Set problem -
Leave out the pictures, then reproduce the rest of the material exactly.

Data -
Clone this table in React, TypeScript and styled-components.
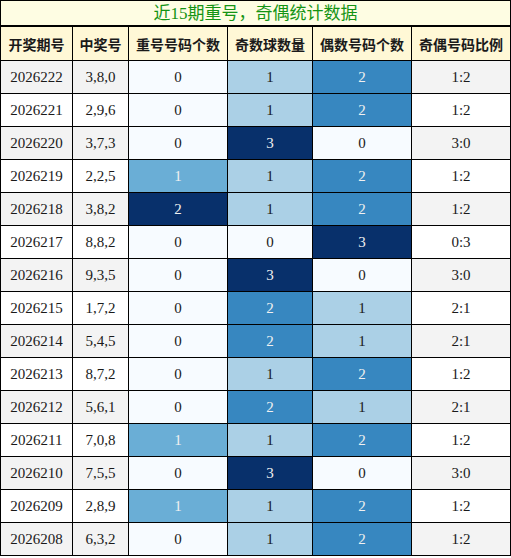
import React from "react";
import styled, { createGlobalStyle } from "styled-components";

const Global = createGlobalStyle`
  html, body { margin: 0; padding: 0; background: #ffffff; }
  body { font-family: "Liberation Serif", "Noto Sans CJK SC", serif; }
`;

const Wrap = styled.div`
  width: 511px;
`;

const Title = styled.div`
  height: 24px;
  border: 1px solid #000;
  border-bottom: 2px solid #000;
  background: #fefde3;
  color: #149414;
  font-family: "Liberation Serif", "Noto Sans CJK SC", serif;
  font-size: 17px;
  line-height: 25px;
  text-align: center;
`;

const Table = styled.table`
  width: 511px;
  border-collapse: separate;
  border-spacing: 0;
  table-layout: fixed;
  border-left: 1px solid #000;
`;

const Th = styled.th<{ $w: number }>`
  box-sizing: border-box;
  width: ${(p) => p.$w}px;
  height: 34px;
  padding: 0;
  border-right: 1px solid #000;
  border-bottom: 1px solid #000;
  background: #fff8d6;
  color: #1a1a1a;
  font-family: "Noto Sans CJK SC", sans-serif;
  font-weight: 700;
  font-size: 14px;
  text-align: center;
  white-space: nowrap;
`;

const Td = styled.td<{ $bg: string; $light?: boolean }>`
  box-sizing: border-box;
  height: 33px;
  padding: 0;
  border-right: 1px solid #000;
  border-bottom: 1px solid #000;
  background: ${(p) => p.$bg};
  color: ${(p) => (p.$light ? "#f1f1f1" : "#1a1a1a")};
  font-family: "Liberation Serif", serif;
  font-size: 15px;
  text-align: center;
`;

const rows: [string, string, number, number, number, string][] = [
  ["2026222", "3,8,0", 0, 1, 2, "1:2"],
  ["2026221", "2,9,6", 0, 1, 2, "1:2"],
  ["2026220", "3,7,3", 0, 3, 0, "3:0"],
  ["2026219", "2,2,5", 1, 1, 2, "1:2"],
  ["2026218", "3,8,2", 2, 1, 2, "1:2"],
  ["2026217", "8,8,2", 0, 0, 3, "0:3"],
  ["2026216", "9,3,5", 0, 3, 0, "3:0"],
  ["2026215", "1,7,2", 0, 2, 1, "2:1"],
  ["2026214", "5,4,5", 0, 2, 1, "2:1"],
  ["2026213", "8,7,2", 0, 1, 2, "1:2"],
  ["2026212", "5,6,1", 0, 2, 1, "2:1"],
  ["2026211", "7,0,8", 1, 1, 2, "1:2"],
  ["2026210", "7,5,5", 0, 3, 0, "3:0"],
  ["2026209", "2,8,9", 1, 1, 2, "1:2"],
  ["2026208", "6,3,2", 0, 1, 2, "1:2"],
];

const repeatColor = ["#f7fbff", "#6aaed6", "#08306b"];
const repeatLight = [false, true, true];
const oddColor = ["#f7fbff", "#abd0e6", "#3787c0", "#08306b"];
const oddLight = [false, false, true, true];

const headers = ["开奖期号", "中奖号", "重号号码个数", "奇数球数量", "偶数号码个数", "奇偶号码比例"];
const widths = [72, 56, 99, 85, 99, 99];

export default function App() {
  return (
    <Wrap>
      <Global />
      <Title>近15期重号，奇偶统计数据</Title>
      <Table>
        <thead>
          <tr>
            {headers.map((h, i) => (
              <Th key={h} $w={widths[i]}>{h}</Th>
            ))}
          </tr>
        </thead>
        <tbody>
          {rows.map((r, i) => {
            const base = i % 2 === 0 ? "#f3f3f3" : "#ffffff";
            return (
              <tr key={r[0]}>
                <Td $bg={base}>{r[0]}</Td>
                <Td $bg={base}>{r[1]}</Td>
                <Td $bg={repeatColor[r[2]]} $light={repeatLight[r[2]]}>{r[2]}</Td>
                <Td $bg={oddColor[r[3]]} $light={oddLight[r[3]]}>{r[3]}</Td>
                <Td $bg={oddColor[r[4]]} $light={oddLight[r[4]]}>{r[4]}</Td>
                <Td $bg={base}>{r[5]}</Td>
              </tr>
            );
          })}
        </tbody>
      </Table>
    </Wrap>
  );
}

Result for this task -
Clone this table in React, TypeScript and styled-components.
import React from "react";
import styled, { createGlobalStyle } from "styled-components";

const Global = createGlobalStyle`
  html, body { margin: 0; padding: 0; background: #ffffff; }
  body { font-family: "Liberation Serif", "Noto Sans CJK SC", serif; }
`;

const Wrap = styled.div`
  width: 511px;
`;

const Title = styled.div`
  height: 24px;
  border: 1px solid #000;
  border-bottom: 2px solid #000;
  background: #fefde3;
  color: #149414;
  font-family: "Liberation Serif", "Noto Sans CJK SC", serif;
  font-size: 17px;
  line-height: 25px;
  text-align: center;
`;

const Table = styled.table`
  width: 511px;
  border-collapse: separate;
  border-spacing: 0;
  table-layout: fixed;
  border-left: 1px solid #000;
`;

const Th = styled.th<{ $w: number }>`
  box-sizing: border-box;
  width: ${(p) => p.$w}px;
  height: 34px;
  padding: 0;
  border-right: 1px solid #000;
  border-bottom: 1px solid #000;
  background: #fff8d6;
  color: #1a1a1a;
  font-family: "Noto Sans CJK SC", sans-serif;
  font-weight: 700;
  font-size: 14px;
  text-align: center;
  white-space: nowrap;
`;

const Td = styled.td<{ $bg: string; $light?: boolean }>`
  box-sizing: border-box;
  height: 33px;
  padding: 0;
  border-right: 1px solid #000;
  border-bottom: 1px solid #000;
  background: ${(p) => p.$bg};
  color: ${(p) => (p.$light ? "#f1f1f1" : "#1a1a1a")};
  font-family: "Liberation Serif", serif;
  font-size: 15px;
  text-align: center;
`;

const rows: [string, string, number, number, number, string][] = [
  ["2026222", "3,8,0", 0, 1, 2, "1:2"],
  ["2026221", "2,9,6", 0, 1, 2, "1:2"],
  ["2026220", "3,7,3", 0, 3, 0, "3:0"],
  ["2026219", "2,2,5", 1, 1, 2, "1:2"],
  ["2026218", "3,8,2", 2, 1, 2, "1:2"],
  ["2026217", "8,8,2", 0, 0, 3, "0:3"],
  ["2026216", "9,3,5", 0, 3, 0, "3:0"],
  ["2026215", "1,7,2", 0, 2, 1, "2:1"],
  ["2026214", "5,4,5", 0, 2, 1, "2:1"],
  ["2026213", "8,7,2", 0, 1, 2, "1:2"],
  ["2026212", "5,6,1", 0, 2, 1, "2:1"],
  ["2026211", "7,0,8", 1, 1, 2, "1:2"],
  ["2026210", "7,5,5", 0, 3, 0, "3:0"],
  ["2026209", "2,8,9", 1, 1, 2, "1:2"],
  ["2026208", "6,3,2", 0, 1, 2, "1:2"],
];

const repeatColor = ["#f7fbff", "#6aaed6", "#08306b"];
const repeatLight = [false, true, true];
const oddColor = ["#f7fbff", "#abd0e6", "#3787c0", "#08306b"];
const oddLight = [false, false, true, true];

const headers = ["开奖期号", "中奖号", "重号号码个数", "奇数球数量", "偶数号码个数", "奇偶号码比例"];
const widths = [72, 56, 99, 85, 99, 99];

export default function App() {
  return (
    <Wrap>
      <Global />
      <Title>近15期重号，奇偶统计数据</Title>
      <Table>
        <thead>
          <tr>
            {headers.map((h, i) => (
              <Th key={h} $w={widths[i]}>{h}</Th>
            ))}
          </tr>
        </thead>
        <tbody>
          {rows.map((r, i) => {
            const base = i % 2 === 0 ? "#f3f3f3" : "#ffffff";
            return (
              <tr key={r[0]}>
                <Td $bg={base}>{r[0]}</Td>
                <Td $bg={base}>{r[1]}</Td>
                <Td $bg={repeatColor[r[2]]} $light={repeatLight[r[2]]}>{r[2]}</Td>
                <Td $bg={oddColor[r[3]]} $light={oddLight[r[3]]}>{r[3]}</Td>
                <Td $bg={oddColor[r[4]]} $light={oddLight[r[4]]}>{r[4]}</Td>
                <Td $bg={base}>{r[5]}</Td>
              </tr>
            );
          })}
        </tbody>
      </Table>
    </Wrap>
  );
}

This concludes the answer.